NO WRITER ATTRIBUTED

Charles F. Smith, of the University of Wisconsin, has the following communication in The Nation of January 31:

"The paragraphs in The Nation of December 20, 1894, making the fifty-three 'immortals' whose names are inscribed on the drum of the dome of the new House of Representatives in Boston a text for emphasizing the influence of college-bred men, are wholesome reading, and seem to have been much commented on in college journals. They have called to my mind an investigation made some years ago to ascertain what proportion of the signers of the Declaration of Independence and of the framers of the Constitution were college-bred men.

So far as I could ascertain from 'Appleton's Cyclopaedia of Biography,' of the fifty-six 'signers' twenty-six were college graduates, while ten more received classical training, though they did not attend college. Of the twenty-six college-bred 'signers,' Harvard furnished eight - Samuel Adams, John Adams, John Hancock, William Ellery, Elbridge Gerry, R. T. Paine, William Hooper and William Williams; Yale four - Oliver Walcott, 1747; Phillip Livingston, 1737; Lewis Morris, 1746, and Lyman Hall, 1747; Princeton two - Richard Stockton and Benjamin Rush; William and Mary three - Thomas Jefferson, C. Braxton, and George Wythe; College of Philadelphia three - William Paca, Matthew Hopkinson, and James Smith; Cambridge (Eng.) three - Arthur Middleton, Thomas Lynch, and Thomas Nelson; Edinburgh - John Witherspoon. James Wilson studied at Edinburgh, St. Andrews, and Glasgow, and Charles Carroll of Carrollton at several foreign Jesuit colleges, as well as law at the Temple.

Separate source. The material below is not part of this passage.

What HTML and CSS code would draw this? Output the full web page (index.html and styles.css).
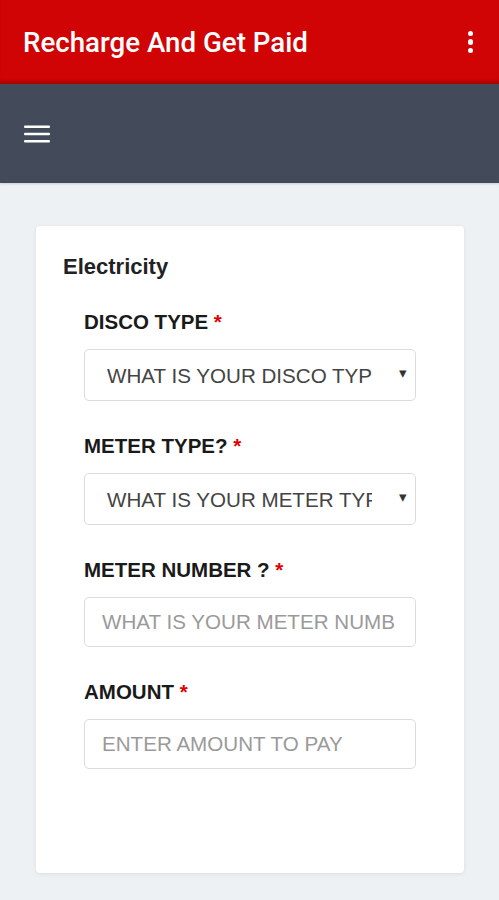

Of the sixty-one men commissioned to attend the Constitutional Convention thirty-one were college-bred, and five of the remainder had what might be called a liberal education, though they did not attend college. Of these Harvard furnished six - Rufus King, Elbridge Gerry, Francis Dana, Caleb Strong, John Pickering, and Benjamin West; Yale four - Abr. Baldwin, Jared Ingersoll, W. S. Johnson, and Wm. Livingston; Princeton nine - James Madison, Gunning Bedford, Jonathan Dayton, Oliver Ellsworth, Luther Martin, Alexander Martin, Wm. Patterson, W. C. Houston, and W. R. Davie; William and Mary five - John Edmund Randolph, George Wythe, James McClurg, and J. F. Mercer; Columbia (King's) two - Alexander Hamilton and Gouverneur Morris; College of Philadelphia two - Thomas Mifflin and Hugh Williamson; Oxford (Eng.) - Charles Cotesworth Pinckney; Glasgow R. D. Spaight; Edinburgh, St. Andrews and Glasgow - James Wilson. Of the thirty-nine whose names were appended to the document, seventeen were college bred men.